Just like players onstage, our minds are powerful storytellers, DesMaisons says. When something occurs—we receive a curt text from a friend, for example—we build a narrative around it that affects how we respond. Often, that narrative takes us in a negative and thus more limiting direction. It’s not that you have to choose a Pollyanna perspective, he says. But when you can choose a neutral or even slightly positive starting point, “a broader horizon is possible.” (In other words, if you allow that your friend may have been distracted when he or she sent you that curt text, you’ll have more options for responding than if you assume your friend hates you because of something you said.)
Take the offer.
Adam Tobin, ’93
Screenwriter, Stanford senior lecturer in art and art history
One of the many things that improv taught Adam Tobin is that there are offers everywhere, just waiting to be noticed and accepted. “An improviser goes onstage with nothing, and just by the posture of their partner, they can start a certain scene,” he says. We all instinctively do this all the time, Tobin says, but it gets more difficult when we’re put on the spot.

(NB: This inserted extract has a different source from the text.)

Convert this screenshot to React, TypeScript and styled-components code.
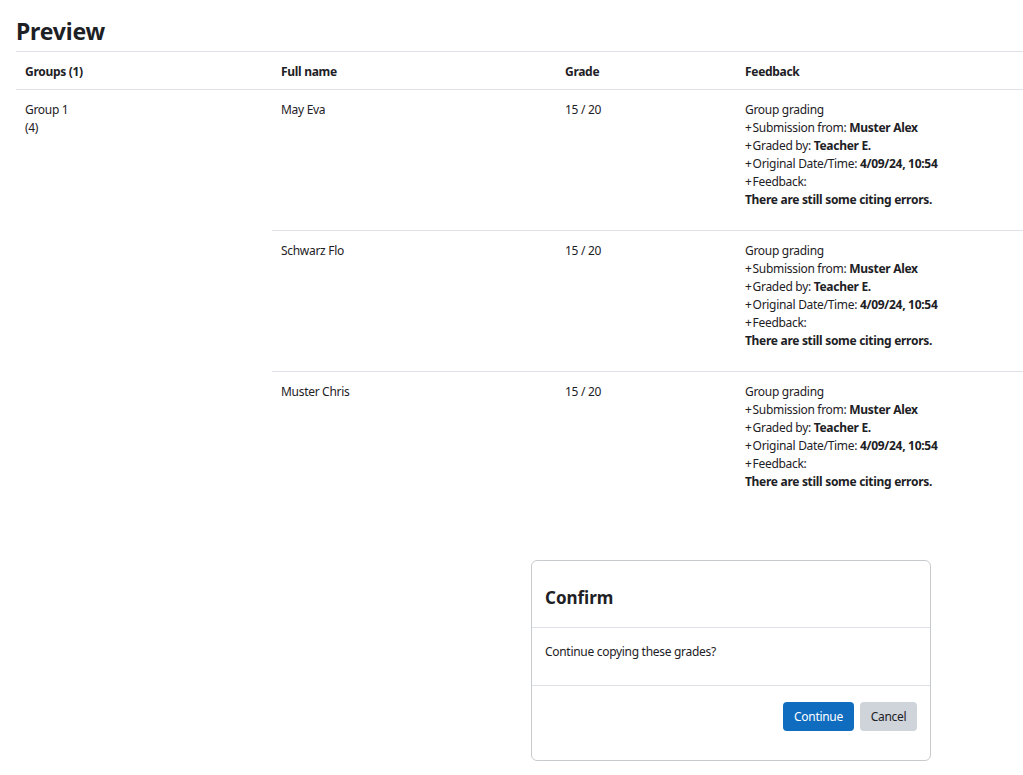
import React from 'react';
import styled, { createGlobalStyle } from 'styled-components';

const GlobalStyle = createGlobalStyle`
  html, body {
    margin: 0;
    padding: 0;
    background: #fff;
  }
  body {
    font-family: "Noto Sans", "Liberation Sans", sans-serif;
    font-size: 12px;
    letter-spacing: -0.3px;
    color: #1d2125;
  }
`;

interface Student {
  name: string;
  grade: string;
}

const students: Student[] = [
  { name: 'May Eva', grade: '15 / 20' },
  { name: 'Schwarz Flo', grade: '15 / 20' },
  { name: 'Muster Chris', grade: '15 / 20' },
];

export default function App() {
  return (
    <Page>
      <GlobalStyle />
      <Title>Preview</Title>
      <Table>
        <thead>
          <tr>
            <Th style={{ width: 256 }}>Groups (1)</Th>
            <Th style={{ width: 284 }}>Full name</Th>
            <Th style={{ width: 180 }}>Grade</Th>
            <Th>Feedback</Th>
          </tr>
        </thead>
        <tbody>
          {students.map((s, i) => (
            <tr key={s.name}>
              {i === 0 && (
                <GroupCell rowSpan={students.length}>
                  Group 1
                  <br />
                  (4)
                </GroupCell>
              )}
              <Td $first={i === 0}>{s.name}</Td>
              <Td $first={i === 0}>{s.grade}</Td>
              <Td $first={i === 0}>
                <Feedback>
                  <div>Group grading</div>
                  <div><Plus>+</Plus>Submission from: <b>Muster Alex</b></div>
                  <div><Plus>+</Plus>Graded by: <b>Teacher E.</b></div>
                  <div><Plus>+</Plus>Original Date/Time: <b>4/09/24, 10:54</b></div>
                  <div><Plus>+</Plus>Feedback:</div>
                  <div><b>There are still some citing errors.</b></div>
                </Feedback>
              </Td>
            </tr>
          ))}
        </tbody>
      </Table>

      <Modal>
        <ModalHeader>
          <ModalTitle>Confirm</ModalTitle>
        </ModalHeader>
        <ModalBody>Continue copying these grades?</ModalBody>
        <ModalFooter>
          <Button $primary>Continue</Button>
          <Button>Cancel</Button>
        </ModalFooter>
      </Modal>
    </Page>
  );
}

const Page = styled.div`
  position: relative;
  width: 1023px;
  height: 775px;
  padding: 0 0 0 16px;
  box-sizing: border-box;
  overflow: hidden;
`;

const Title = styled.h2`
  margin: 0;
  padding-top: 15px;
  height: 51px;
  box-sizing: border-box;
  font-size: 23px;
  line-height: 32px;
  font-weight: 700;
  letter-spacing: -0.2px;
`;

const Table = styled.table`
  width: 1007px;
  border-collapse: collapse;
  table-layout: fixed;
`;

const Th = styled.th`
  text-align: left;
  font-weight: 700;
  padding: 10px 9px 8px;
  height: 38px;
  box-sizing: border-box;
  border-top: 1px solid #dee2e6;
  border-bottom: 1px solid #dee2e6;
  vertical-align: middle;
  line-height: 18px;
`;

const Td = styled.td<{ $first?: boolean }>`
  vertical-align: top;
  padding: 11px 9px 0;
  height: 141px;
  box-sizing: border-box;
  line-height: 18px;
  border-top: ${(p) => (p.$first ? 'none' : '1px solid #dee2e6')};
`;

const GroupCell = styled.td`
  vertical-align: top;
  padding: 11px 9px 0;
  line-height: 18px;
`;

const Feedback = styled.div`
  line-height: 18px;
  b {
    font-weight: 700;
  }
`;

const Plus = styled.span`
  margin-right: 1px;
`;

const Modal = styled.div`
  position: absolute;
  left: 531px;
  top: 560px;
  width: 400px;
  height: 201px;
  box-sizing: border-box;
  border: 1px solid #c8cbce;
  border-radius: 6px;
  background: #fff;
  display: flex;
  flex-direction: column;
`;

const ModalHeader = styled.div`
  height: 67px;
  box-sizing: border-box;
  border-bottom: 1px solid #dee2e6;
  display: flex;
  align-items: center;
  padding: 6px 13px 0;
`;

const ModalTitle = styled.h5`
  margin: 0;
  font-size: 17px;
  font-weight: 700;
  letter-spacing: 0;
`;

const ModalBody = styled.div`
  height: 58px;
  box-sizing: border-box;
  border-bottom: 1px solid #dee2e6;
  padding: 15px 13px 0;
  line-height: 18px;
`;

const ModalFooter = styled.div`
  flex: 1;
  display: flex;
  justify-content: flex-end;
  align-items: flex-start;
  gap: 6px;
  padding: 16px 13px 0;
`;

const Button = styled.button<{ $primary?: boolean }>`
  font-family: inherit;
  font-size: 12px;
  letter-spacing: -0.3px;
  width: ${(p) => (p.$primary ? '71px' : '57px')};
  height: 29px;
  padding: 0;
  border: none;
  border-radius: 4px;
  background: ${(p) => (p.$primary ? '#0f6cbf' : '#ced4da')};
  color: ${(p) => (p.$primary ? '#fff' : '#1d2125')};
`;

The lesson he derived from improv of accepting the offers posed by the people and situations around him, he says, has helped him successfully pitch TV scripts and has influenced his teaching. “Rather than thinking of my teaching as a one-way lecture, I constantly think of it as something that the students are participating in, that we’re building together.”
Seizing offers might be as simple as an exercise Tobin sometimes does with his screenwriting students: He’ll ask them to write down a title for a movie or TV series using their own first initial, and then start thinking about what that story might be. “The point is to get information, notice it, and then trust yourself enough that you can play around with it a little bit. And it doesn’t have to be perfect.”